Les civils assiégés et bombardés dans la deuxième ville syrienne craignent de connaître le même sort que dans les autres poches rebelles assiégées : ne plus jamais pouvoir rentrer chez eux.
À Alep, la population redoute un transfert forcé
Le chaos règne à Alep, la deuxième ville de Syrie, où des milliers de civils tentent de fuir les zones bombardées. Firas al-Khateeb, porte-parole du Haut-Commissariat aux réfugiés en Syrie, ne cache pas son impuissance : « Nous avons préparé un entrepôt pouvant accueillir jusqu’à 45 000 personnes dans le quartier de Jibreen, à l’ouest d’Alep. Déjà 6 000 civils s’y sont réfugiés. Nous ignorons par quel biais ils sont arrivés. La situation est volatile, on se contente d’accueillir ceux qui s’échappent », livre-t-il.

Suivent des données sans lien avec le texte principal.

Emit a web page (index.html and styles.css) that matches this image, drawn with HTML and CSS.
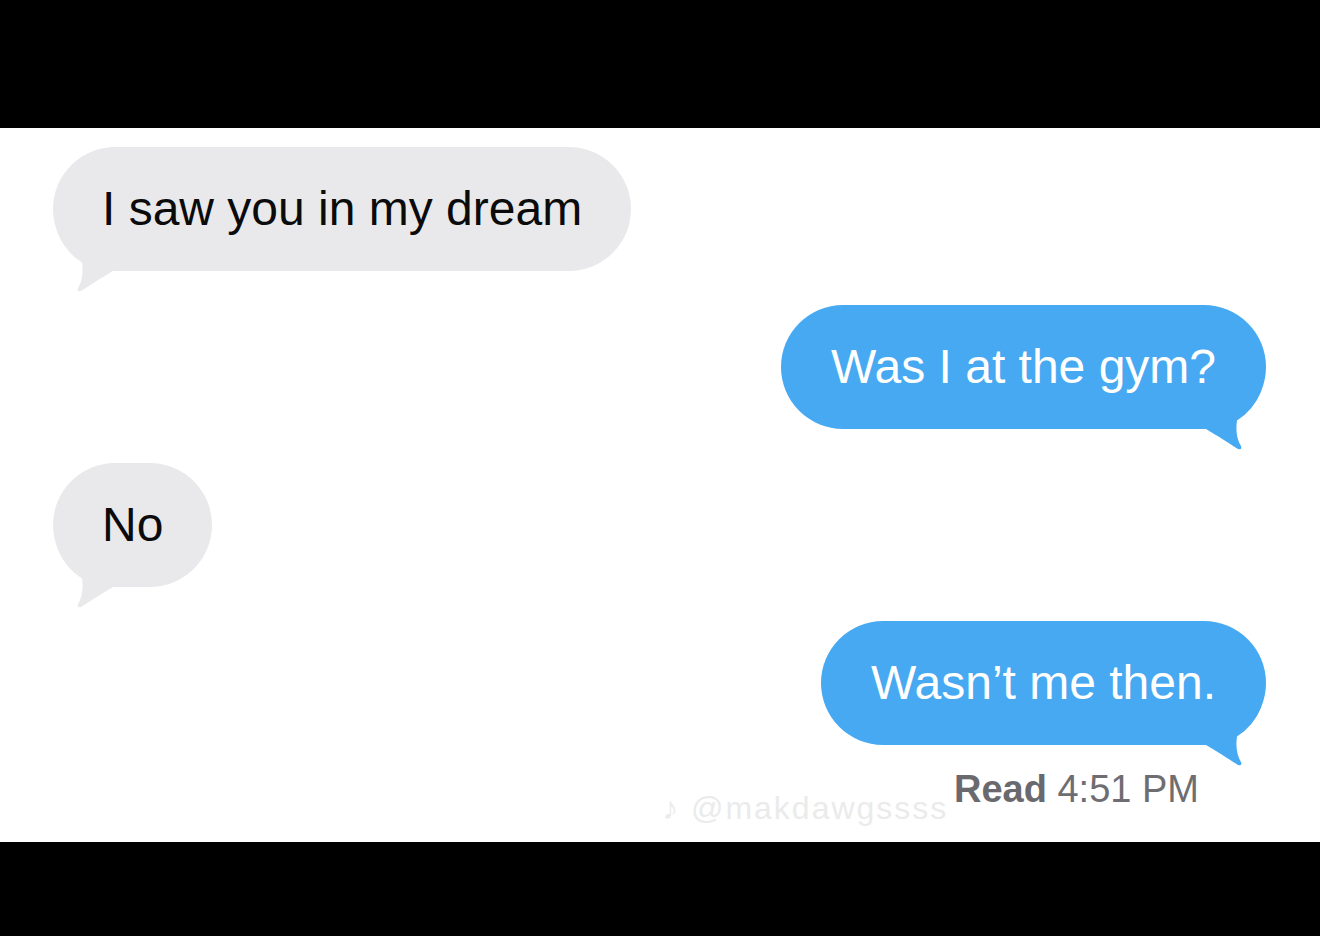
FILE: index.html
```html
<!DOCTYPE html>
<html lang="en">
<head>
<meta charset="utf-8">
<title>Messages</title>
<link rel="stylesheet" href="styles.css">
</head>
<body>
<div class="screen">
  <div class="bar bar-top"></div>
  <main class="chat">
    <div class="bubble in">
      <span>I saw you in my dream</span>
      <svg class="tail" viewBox="0 0 60 60" aria-hidden="true"><path d="M55.2 0 A62 62 0 0 1 31 29.5 C29.5 39 31 49 35 55 Q36.5 59 32 58 C24 53 12 45 0 38 L0 0 Z"/></svg>
    </div>
    <div class="bubble out">
      <span>Was I at the gym?</span>
      <svg class="tail" viewBox="0 0 60 60" aria-hidden="true"><path d="M55.2 0 A62 62 0 0 1 31 29.5 C29.5 39 31 49 35 55 Q36.5 59 32 58 C24 53 12 45 0 38 L0 0 Z"/></svg>
    </div>
    <div class="bubble in">
      <span>No</span>
      <svg class="tail" viewBox="0 0 60 60" aria-hidden="true"><path d="M55.2 0 A62 62 0 0 1 31 29.5 C29.5 39 31 49 35 55 Q36.5 59 32 58 C24 53 12 45 0 38 L0 0 Z"/></svg>
    </div>
    <div class="bubble out">
      <span>Wasn’t me then.</span>
      <svg class="tail" viewBox="0 0 60 60" aria-hidden="true"><path d="M55.2 0 A62 62 0 0 1 31 29.5 C29.5 39 31 49 35 55 Q36.5 59 32 58 C24 53 12 45 0 38 L0 0 Z"/></svg>
    </div>
    <div class="receipt"><b>Read</b> 4:51 PM</div>
    <div class="watermark">♪ @makdawgssss</div>
  </main>
  <div class="bar bar-bottom"></div>
</div>
</body>
</html>
```

FILE: styles.css
```css
* { box-sizing: border-box; }

html, body {
  margin: 0;
  padding: 0;
  background: #000;
}

.screen {
  width: 1320px;
  height: 936px;
  display: flex;
  flex-direction: column;
  font-family: "Liberation Sans", Arial, Helvetica, sans-serif;
}

.bar-top { height: 128px; background: #000; flex: none; }
.bar-bottom { height: 94px; background: #000; flex: none; }

.chat {
  position: relative;
  height: 714px;
  flex: none;
  background: #fff;
  padding: 19px 54px 0 53px;
  display: flex;
  flex-direction: column;
  gap: 34px;
}

.bubble {
  position: relative;
  height: 124px;
  padding: 0 49px;
  border-radius: 62px;
  display: flex;
  align-items: center;
  font-size: 48px;
  line-height: 56px;
  white-space: nowrap;
}

.bubble span { position: relative; z-index: 1; }

.bubble.in {
  align-self: flex-start;
  background: #e9e9eb;
  color: #0b0b0b;
}

.bubble.out {
  align-self: flex-end;
  padding: 0 50px;
  background: #47a9f1;
  color: #fff;
}

.tail {
  position: absolute;
  bottom: -22px;
  width: 60px;
  height: 60px;
}

.bubble.out .tail { right: 0; fill: #47a9f1; }
.bubble.in .tail { left: 0; fill: #e9e9eb; transform: scaleX(-1); }

.receipt {
  align-self: flex-end;
  margin-top: -12px;
  margin-right: 67px;
  font-size: 38px;
  line-height: 44px;
  color: #6e6e72;
}

.receipt b { font-weight: bold; color: #6a6a6e; }

.watermark {
  position: absolute;
  left: 662px;
  top: 662px;
  font-size: 32px;
  line-height: 36px;
  color: #ebebeb;
  letter-spacing: 2px;
}
```
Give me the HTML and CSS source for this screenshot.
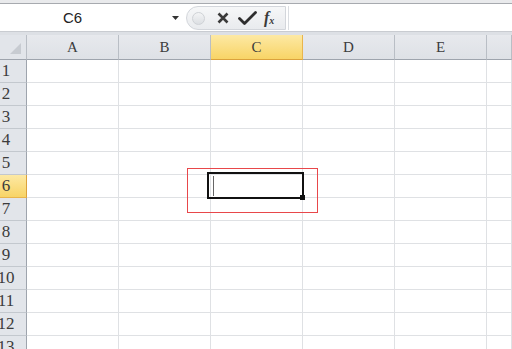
FILE: index.html
```html
<!DOCTYPE html>
<html lang="en">
<head>
    <meta charset="UTF-8">
    <meta name="viewport" content="width=device-width, initial-scale=1.0">
    <title>Sheet1</title>
    <link rel="stylesheet" href="styles.css">
</head>
<body>
    <div class="app">
        <div class="top-strip"></div>

        <div class="formula-bar">
            <div class="name-box">
                <span class="cell-name">C6</span>
                <svg class="drop-arrow" width="7" height="4" viewBox="0 0 7 4"><path d="M0 0h7L3.5 4z" fill="#333"/></svg>
            </div>
            <div class="fx-buttons">
                <span class="grip"></span>
                <svg class="btn-icon" width="12" height="12" viewBox="0 0 12 12">
                    <path d="M1.5 1.5l9 9M10.5 1.5l-9 9" stroke="#3a3a3a" stroke-width="2.6" stroke-linecap="butt"/>
                </svg>
                <svg class="btn-icon" width="19" height="14" viewBox="0 0 19 14">
                    <path d="M1.5 7.5l5 5L17.5 1.5" stroke="#2e2e2e" stroke-width="2.8" fill="none" stroke-linejoin="round" stroke-linecap="round"/>
                </svg>
                <span class="fx">f<sub>x</sub></span>
            </div>
            <div class="formula-input"></div>
        </div>

        <div class="bar-gap"></div>

        <div class="sheet">
            <div class="corner"><span class="corner-tri"></span></div>
            <div class="col-head">A</div>
            <div class="col-head">B</div>
            <div class="col-head active">C</div>
            <div class="col-head">D</div>
            <div class="col-head">E</div>
            <div class="col-head"></div>

            <div class="row-head"><span>1</span></div><div class="cell"></div><div class="cell"></div><div class="cell"></div><div class="cell"></div><div class="cell"></div><div class="cell"></div>
            <div class="row-head"><span>2</span></div><div class="cell"></div><div class="cell"></div><div class="cell"></div><div class="cell"></div><div class="cell"></div><div class="cell"></div>
            <div class="row-head"><span>3</span></div><div class="cell"></div><div class="cell"></div><div class="cell"></div><div class="cell"></div><div class="cell"></div><div class="cell"></div>
            <div class="row-head"><span>4</span></div><div class="cell"></div><div class="cell"></div><div class="cell"></div><div class="cell"></div><div class="cell"></div><div class="cell"></div>
            <div class="row-head"><span>5</span></div><div class="cell"></div><div class="cell"></div><div class="cell"></div><div class="cell"></div><div class="cell"></div><div class="cell"></div>
            <div class="row-head active"><span>6</span></div><div class="cell"></div><div class="cell"></div><div class="cell selected"><span class="caret"></span><span class="fill-handle"></span></div><div class="cell"></div><div class="cell"></div><div class="cell"></div>
            <div class="row-head"><span>7</span></div><div class="cell"></div><div class="cell"></div><div class="cell"></div><div class="cell"></div><div class="cell"></div><div class="cell"></div>
            <div class="row-head"><span>8</span></div><div class="cell"></div><div class="cell"></div><div class="cell"></div><div class="cell"></div><div class="cell"></div><div class="cell"></div>
            <div class="row-head"><span>9</span></div><div class="cell"></div><div class="cell"></div><div class="cell"></div><div class="cell"></div><div class="cell"></div><div class="cell"></div>
            <div class="row-head"><span>10</span></div><div class="cell"></div><div class="cell"></div><div class="cell"></div><div class="cell"></div><div class="cell"></div><div class="cell"></div>
            <div class="row-head"><span>11</span></div><div class="cell"></div><div class="cell"></div><div class="cell"></div><div class="cell"></div><div class="cell"></div><div class="cell"></div>
            <div class="row-head"><span>12</span></div><div class="cell"></div><div class="cell"></div><div class="cell"></div><div class="cell"></div><div class="cell"></div><div class="cell"></div>
            <div class="row-head"><span>13</span></div><div class="cell"></div><div class="cell"></div><div class="cell"></div><div class="cell"></div><div class="cell"></div><div class="cell"></div>
        </div>

        <!-- red annotation box around C6 -->
        <div class="highlight-box"></div>
    </div>
</body>
</html>
```

FILE: styles.css
```css
body {
    margin: 0;
    padding: 0;
    background-color: #fff;
    font-family: "Liberation Sans", Arial, sans-serif;
}

.app {
    position: relative;
    width: 512px;
    height: 349px;
    overflow: hidden;
}

.top-strip {
    height: 3px;
    background-color: #e9eaec;
    border-bottom: 1px solid #a7aaaf;
}

.formula-bar {
    display: flex;
    height: 27px;
    background-color: #fff;
}

.name-box {
    width: 186px;
    display: flex;
    align-items: center;
}

.cell-name {
    width: 145px;
    text-align: center;
    font-size: 15px;
    color: #222;
}

.drop-arrow {
    margin-left: 27px;
    margin-top: 1px;
}

.fx-buttons {
    width: 100px;
    display: flex;
    align-items: center;
    box-sizing: border-box;
    margin: 2px 0 1px;
    border: 1px solid #d3d6db;
    border-radius: 12px 0 0 12px;
    background: linear-gradient(#f6f7f8, #e9ebee);
}

.grip {
    width: 11px;
    height: 11px;
    margin-left: 5px;
    border-radius: 50%;
    border: 1px solid #cfd2d6;
    background: linear-gradient(#f3f4f5, #dcdfe3);
}

.btn-icon {
    margin-left: 12px;
}

.btn-icon + .btn-icon {
    margin-left: 9px;
}

.fx {
    margin-left: 7px;
    font-family: "Liberation Serif", "Times New Roman", serif;
    font-style: italic;
    font-weight: bold;
    font-size: 16px;
    color: #3a3a3a;
}

.fx sub {
    font-size: 10px;
    vertical-align: -1px;
}

.formula-input {
    flex: 1;
    margin: 2px 0 1px 2px;
    border-left: 1px solid #dadde1;
    background-color: #fff;
}

.bar-gap {
    height: 4px;
    background-color: #dde0e5;
    border-top: 1px solid #c9ccd1;
    box-sizing: border-box;
}

.sheet {
    display: grid;
    grid-template-columns: 27px repeat(5, 92px) 1fr;
    grid-template-rows: 25px;
    grid-auto-rows: 23px;
    font-family: "Liberation Serif", "Times New Roman", serif;
    font-size: 15px;
    color: #3c3c3c;
}

.corner,
.col-head,
.row-head,
.cell {
    box-sizing: border-box;
}

.corner {
    position: relative;
    background-color: #e2e5ea;
    border-right: 1px solid #b9bec5;
    border-bottom: 1px solid #9ea4ad;
}

.corner-tri {
    position: absolute;
    right: 5px;
    bottom: 5px;
    width: 0;
    height: 0;
    border-left: 11px solid transparent;
    border-bottom: 11px solid #c7cbd1;
}

.col-head {
    display: flex;
    align-items: center;
    justify-content: center;
    background: linear-gradient(#e7e9ed, #dee1e6);
    border-right: 1px solid #b9bec5;
    border-bottom: 1px solid #9ea4ad;
}

.col-head.active {
    background: linear-gradient(#fde9a4, #f8d466);
    border-right-color: #e9b54c;
    border-bottom-color: #dba23c;
}

.row-head {
    overflow: hidden;
    display: flex;
    align-items: center;
    background-color: #e2e5ea;
    border-right: 1px solid #9ea4ad;
    border-bottom: 1px solid #c3c8ce;
    font-size: 17px;
}

.row-head span {
    flex: none;
    width: 24px;
    margin-left: -6px;
    text-align: center;
}

.row-head.active {
    background: linear-gradient(#fde9a4, #f8d466);
    border-right-color: #dba23c;
    border-bottom-color: #e9b54c;
}

.cell {
    border-right: 1px solid #dfe1e4;
    border-bottom: 1px solid #dfe1e4;
}

.cell.selected {
    position: relative;
}

.cell.selected::before {
    content: "";
    position: absolute;
    left: -4px;
    top: -3px;
    width: 97px;
    height: 27px;
    box-sizing: border-box;
    border: 2px solid #111;
}

.caret {
    position: absolute;
    left: 2px;
    top: 1px;
    bottom: 1px;
    width: 1px;
    background-color: #666;
}

.fill-handle {
    position: absolute;
    right: -3px;
    bottom: -3px;
    width: 5px;
    height: 5px;
    background-color: #111;
}

.highlight-box {
    position: absolute;
    left: 187px;
    top: 168px;
    width: 131px;
    height: 45px;
    box-sizing: border-box;
    border: 1px solid #e8474a;
}
```
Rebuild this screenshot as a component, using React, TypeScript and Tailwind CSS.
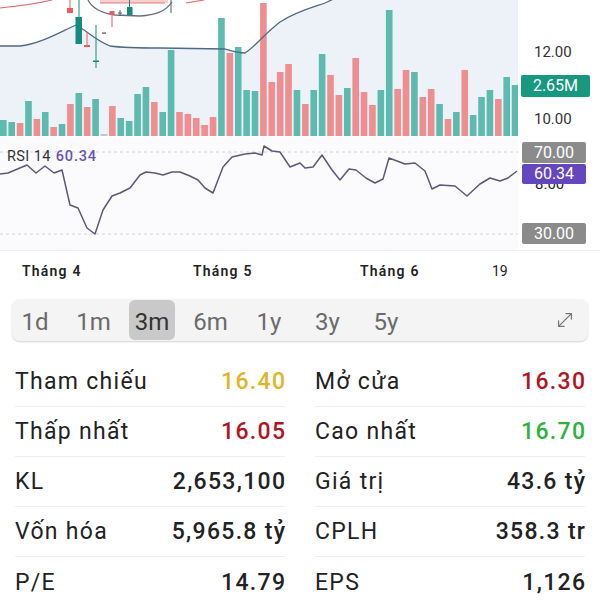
import React from "react";
import { MoveDiagonal } from "lucide-react";

type Bar = [number, "t" | "r" | "g"];

// volume bars, top y of each bar (bottom is 136)
const bars: Bar[] = [
  [120, "t"], [122, "t"], [123, "r"], [101, "t"], [119, "r"], [112, "t"], [127, "r"], [124, "t"],
  [104, "r"], [93, "t"], [107, "r"], [99, "t"], [134, "g"], [106, "r"], [118, "t"], [121, "t"],
  [94, "t"], [87, "t"], [102, "r"], [112, "t"], [50, "t"], [112, "r"], [114, "r"], [118, "r"],
  [125, "r"], [117, "r"], [18, "t"], [53, "r"], [47, "t"], [90, "t"], [91, "t"], [3, "r"],
  [82, "r"], [72, "r"], [64, "r"], [90, "t"], [104, "r"], [90, "t"], [54, "t"], [75, "r"],
  [95, "r"], [88, "t"], [58, "r"], [92, "r"], [105, "r"], [90, "t"], [10, "t"], [89, "r"],
  [70, "r"], [72, "t"], [97, "r"], [89, "r"], [104, "t"], [119, "r"], [112, "t"], [70, "r"],
  [115, "t"], [97, "t"], [90, "t"], [99, "r"], [77, "t"], [85, "t"],
];

const barColor = { t: "#5dbaae", r: "#ef8e90", g: "#c4c4c4" };

const rsiPoints = [
  [0, 174], [8, 173], [27, 165], [36, 173], [45, 166], [54, 173], [62, 170], [70, 205], [78, 208],
  [87, 228], [95, 234], [103, 210], [112, 196], [120, 193], [130, 188], [140, 175], [146, 172],
  [155, 173], [163, 175], [172, 172], [180, 172], [190, 176], [198, 180], [205, 188], [213, 193],
  [223, 167], [232, 157], [245, 154], [255, 153], [262, 155], [264, 146], [272, 151], [280, 152],
  [290, 167], [300, 163], [305, 168], [313, 167], [322, 155], [332, 170], [340, 180], [349, 169],
  [356, 170], [366, 178], [375, 183], [383, 179], [389, 158], [405, 164], [415, 163], [425, 171],
  [432, 189], [440, 185], [455, 186], [467, 196], [480, 184], [490, 178], [500, 181], [508, 178],
  [517, 171],
];

const bandPath =
  "M0 46 L20 46 C40 44 60 32 76 25 C86 30 95 40 110 46 C125 48 140 48 160 48 L225 49 C232 51 238 53 245 53 C255 47 262 36 280 22 C295 12 310 8 325 3 L340 -4";

const tabs = ["1d", "1m", "3m", "6m", "1y", "3y", "5y"];

const stats: { label: string; value: string; color: string }[][] = [
  [
    { label: "Tham chiếu", value: "16.40", color: "text-[#e0b52a]" },
    { label: "Mở cửa", value: "16.30", color: "text-[#b3141f]" },
  ],
  [
    { label: "Thấp nhất", value: "16.05", color: "text-[#b3141f]" },
    { label: "Cao nhất", value: "16.70", color: "text-[#2cb23d]" },
  ],
  [
    { label: "KL", value: "2,653,100", color: "text-[#222]" },
    { label: "Giá trị", value: "43.6 tỷ", color: "text-[#222]" },
  ],
  [
    { label: "Vốn hóa", value: "5,965.8 tỷ", color: "text-[#222]" },
    { label: "CPLH", value: "358.3 tr", color: "text-[#222]" },
  ],
  [
    { label: "P/E", value: "14.79", color: "text-[#222]" },
    { label: "EPS", value: "1,126", color: "text-[#222]" },
  ],
];

function Chart() {
  return (
    <svg width={518} height={250} viewBox="0 0 518 250" className="block shrink-0">
      {/* price pane fill below band */}
      <path d={`${bandPath} L518 -4 L518 136 L0 136 Z`} fill="#edf2f8" />
      {/* rsi pane */}
      <rect x={0} y={138} width={518} height={112} fill="#fbfbfd" />

      {bars.map(([top, c], i) => (
        <rect key={i} x={i * 8.39} y={top} width={6.6} height={136 - top} fill={barColor[c]} />
      ))}

      {/* top overlays */}
      <rect x={100} y={0} width={68} height={3} fill="#f7cfcf" />
      <path d="M100 3 L165 3" stroke="#e77b7b" strokeWidth={1.2} fill="none" />
      <path d="M0 8 C20 6 40 3 52 0" stroke="#e06a6a" strokeWidth={1.2} fill="none" />
      <path d="M186 3 C192 2 198 1 204 0" stroke="#e06a6a" strokeWidth={1.2} fill="none" />
      <path d="M88 0 C92 8 100 13 115 15 L140 16 C155 15 165 12 172 2" stroke="#6b6a82" strokeWidth={1.3} fill="none" />
      <path d={bandPath} stroke="#4f6a80" strokeWidth={1.3} fill="none" />

      {/* candles */}
      <line x1={70} y1={0} x2={70} y2={9} stroke="#e85c5c" strokeWidth={1} />
      <rect x={67} y={8} width={6} height={5} fill="#e85c5c" />
      <line x1={79} y1={0} x2={79} y2={18} stroke="#138c7d" strokeWidth={1} />
      <rect x={75.5} y={17} width={6.5} height={27} fill="#138c7d" />
      <line x1={87} y1={32} x2={87} y2={46} stroke="#e85c5c" strokeWidth={1} />
      <rect x={84} y={45} width={6} height={2} fill="#e85c5c" />
      <line x1={96} y1={25} x2={96} y2={68} stroke="#138c7d" strokeWidth={1} />
      <rect x={93} y={60.5} width={6} height={1.5} fill="#138c7d" />
      <rect x={102} y={32.5} width={4} height={1.2} fill="#4a4a55" />
      <line x1={112} y1={11} x2={112} y2={27} stroke="#e85c5c" strokeWidth={1} />
      <rect x={109.5} y={11} width={5} height={4} fill="#e85c5c" />
      <line x1={120} y1={10} x2={120} y2={16} stroke="#4a5a66" strokeWidth={1} />
      <rect x={118} y={12.5} width={4} height={1} fill="#4a5a66" />
      <line x1={129.5} y1={0} x2={129.5} y2={8} stroke="#138c7d" strokeWidth={1} />
      <rect x={127} y={7} width={5.5} height={8} fill="#138c7d" />
      <line x1={171} y1={0} x2={171} y2={13} stroke="#4a5a66" strokeWidth={1} />

      {/* rsi guides */}
      <line x1={0} y1={152} x2={518} y2={152} stroke="#cfd2d8" strokeWidth={1} strokeDasharray="3 3" />
      <line x1={0} y1={234} x2={518} y2={234} stroke="#cfd2d8" strokeWidth={1} strokeDasharray="3 3" />
      <polyline
        points={rsiPoints.map((p) => p.join(",")).join(" ")}
        stroke="#5c5877"
        strokeWidth={1.5}
        fill="none"
        strokeLinejoin="round"
      />
    </svg>
  );
}

const badge = "ml-[4px] w-[64px] rounded-[2px] text-center text-[16px] text-white";

// right-hand price / rsi scale
function Scale() {
  return (
    <div className="flex flex-1 flex-col pt-[42px]">
      <span className="h-[20px] pl-[16px] text-[15px] leading-[20px] text-[#333]">12.00</span>
      <span className="mt-[13px] ml-[3px] h-[22px] w-[69px] rounded-[2px] bg-[#17987f] text-center text-[16px] leading-[22px] text-white">
        2.65M
      </span>
      <span className="mt-[12px] h-[20px] pl-[16px] text-[15px] leading-[20px] text-[#333]">10.00</span>

      <span className={`${badge} mt-[13px] h-[21px] bg-[#8b8b8b] leading-[21px]`}>70.00</span>
      <span className={`${badge} mt-[1px] h-[20px] bg-[#6447bf] leading-[20px]`}>60.34</span>
      {/* 8.00 tick, mostly hidden under the rsi value badge */}
      <div className="h-[9px] overflow-hidden pl-[17px]">
        <div className="-mt-[10px] text-[15px] leading-[20px] text-[#222]">8.00</div>
      </div>
      <span className={`${badge} mt-[30px] h-[21px] bg-[#8b8b8b] leading-[21px]`}>30.00</span>
    </div>
  );
}

export default function App() {
  return (
    <div className="w-[600px] h-[600px] overflow-hidden bg-white font-['Roboto','Noto_Sans',sans-serif] text-[#222]">
      <div className="relative flex h-[251px] border-b border-[#efefef]">
        <Chart />
        <Scale />
        <div className="absolute left-[7px] top-[147px] flex gap-[5px] text-[14.5px] leading-[20px]">
          <span className="tracking-[0.4px] text-[#333]">RSI 14</span>
          <span className="font-medium tracking-[0.8px] text-[#6a52b8]">60.34</span>
        </div>
      </div>

      <div className="flex h-[40px] items-center pl-[22px] text-[14px] leading-[20px] tracking-[1.2px]">
        <span className="w-[171px] font-semibold">Tháng 4</span>
        <span className="w-[167px] font-semibold">Tháng 5</span>
        <span className="w-[132px] font-semibold">Tháng 6</span>
        <span className="tracking-normal">19</span>
      </div>

      <div className="mx-[12px] mt-[8px] flex h-[42px] items-center rounded-[8px] bg-[#f4f4f5] shadow-[0_1px_2px_rgba(0,0,0,0.18)]">
        <div className="flex gap-[12.5px]">
          {tabs.map((t) => (
            <div
              key={t}
              className={
                t === "3m"
                  ? "flex h-[40px] w-[46px] items-center justify-center rounded-[6px] bg-[#c9c9c9] pt-[3px] text-[24px] text-[#333]"
                  : "flex h-[40px] w-[46px] items-center justify-center pt-[3px] text-[24px] text-[#6a6a6a]"
              }
            >
              {t}
            </div>
          ))}
        </div>
        <MoveDiagonal className="ml-auto mr-[12px]" size={22} strokeWidth={1.4} color="#777" />
      </div>

      <div className="mt-[16px] grid grid-cols-2 gap-x-[30px] px-[15px]">
        {[0, 1].map((col) => (
          <div key={col} className="flex flex-col">
            {stats.map((row, i) => (
              <div
                key={i}
                className={
                  i < stats.length - 1
                    ? "flex h-[50px] items-center justify-between border-b border-[#eeeeee] pt-[2px] text-[23px] tracking-[1.3px]"
                    : "flex h-[50px] items-center justify-between pt-[2px] text-[23px] tracking-[1.3px]"
                }
              >
                <span className="text-[#222]">{row[col].label}</span>
                <span className={`font-medium -mr-[1.3px] ${row[col].color}`}>{row[col].value}</span>
              </div>
            ))}
          </div>
        ))}
      </div>
    </div>
  );
}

Ali Kador, fondateur de l’ONG Espace d’espoir, qui mène des projets agricoles et éducatifs à l’est d’Alep, assure à La Croix : « Parmi les 6 000 civils ayant fui à l’ouest, 1 300 ont été tués par les forces alliées au régime. Ils épargnent femmes et enfants et tuent tous les hommes, hormis les plus âgés. » Joint par WhatsApp, ce militant basé à Alep affirme que « les civils de l’est d’Alep soutiennent la révolution, donc le régime ne les laissera pas quitter les quartiers assiégés sains et saufs ».
Des déplacements massifs de civils
Sam Heller, chercheur sur la Syrie à la Century Foundation, nuance : « Il est probable que l’on assiste à des déplacements massifs de civils fuyant les bombardements du régime et l’offensive sur le terrain. Par la suite, il y aura sûrement une évacuation des combattants restants et d’un nombre limité de civils irréductibles en dehors de la ville. Mais je ne pense pas que le régime veuille nettoyer Alep de sa population sunnite. Il veut la garder au sein de la ville, sous son contrôle », analyse-t-il.
Pourtant, les habitants de l’est d’Alep, assiégés depuis septembre, craignent de subir le sort d’autres poches rebelles précédemment encerclées par l’armée syrienne jusqu’à l’étouffement.
À Homs, Daraya, Moadamiyeh et Khan el Sheikh, les sièges du régime ont abouti à des accords de reddition. Les groupes de combattants restants ont déposé les armes et rejoint Idlib, au nord-ouest, tandis que la population civile a été en majorité évacuée.
À Homs, ville à majorité sunnite, 3 082 logements ont été détruits, 5 750 sévèrement endommagés et 4 946 partiellement endommagés par les bombes, les tanks et les bulldozers du régime, selon les images satellites de l’ONU, provoquant la fuite de ses habitants.
Des Alaouites viennent s’installer
Les combats terminés, de nouveaux venus ont peu à peu pris leur place, comme le raconte Hania*, une Syrienne qui se rend fréquemment dans le quartier de Karm el-Zeitoun : « En trois mois, ce quartier a été détruit. De ses 100 000 habitants, seuls sont restés une poignée de civils alaouites qui ont combattu aux côtés du régime. Un an plus tard, des Alaouites du village voisin d’al-Amria sont venus s’installer. Ils ont investi les maisons encore habitables des anciens occupants sunnites. C’était la première phase d’un transfert forcé de population. Par la suite, des Alaouites de Tartous sont aussi venus s’installer. »
Dans un rapport intitulé « Nettoyage ethnique silencieux en Syrie », l’ONG Naame Sham lie la destruction de certains quartiers rebelles à des plans de reconstruction urbaine qui risquent de changer l’équilibre démographique en Syrie. Entre autres, le décret présidentiel n°66, voté en septembre 2012, autorise la création de deux zones de planification urbaine à Damas.
La première de ces zones est al-Mazzeh, au sud-est de Damas, la seconde englobe Kafarsouseh, Qanawat, Basateen, Daraya et Qadam, au sud de Damas. Autant de quartiers détruits par le régime et vidés de leur population à majorité sunnite qui avait pris part au soulèvement populaire amorcé en mars 2011.
À Alep Est, de nombreux civils sunnites, par peur de ne plus pouvoir revenir, choisissent de chercher refuge au sud de la zone assiégée, plutôt que de se rendre à Jibreen, dans la partie ouest contrôlée par le régime, où le Croissant rouge syrien est prêt à les accueillir.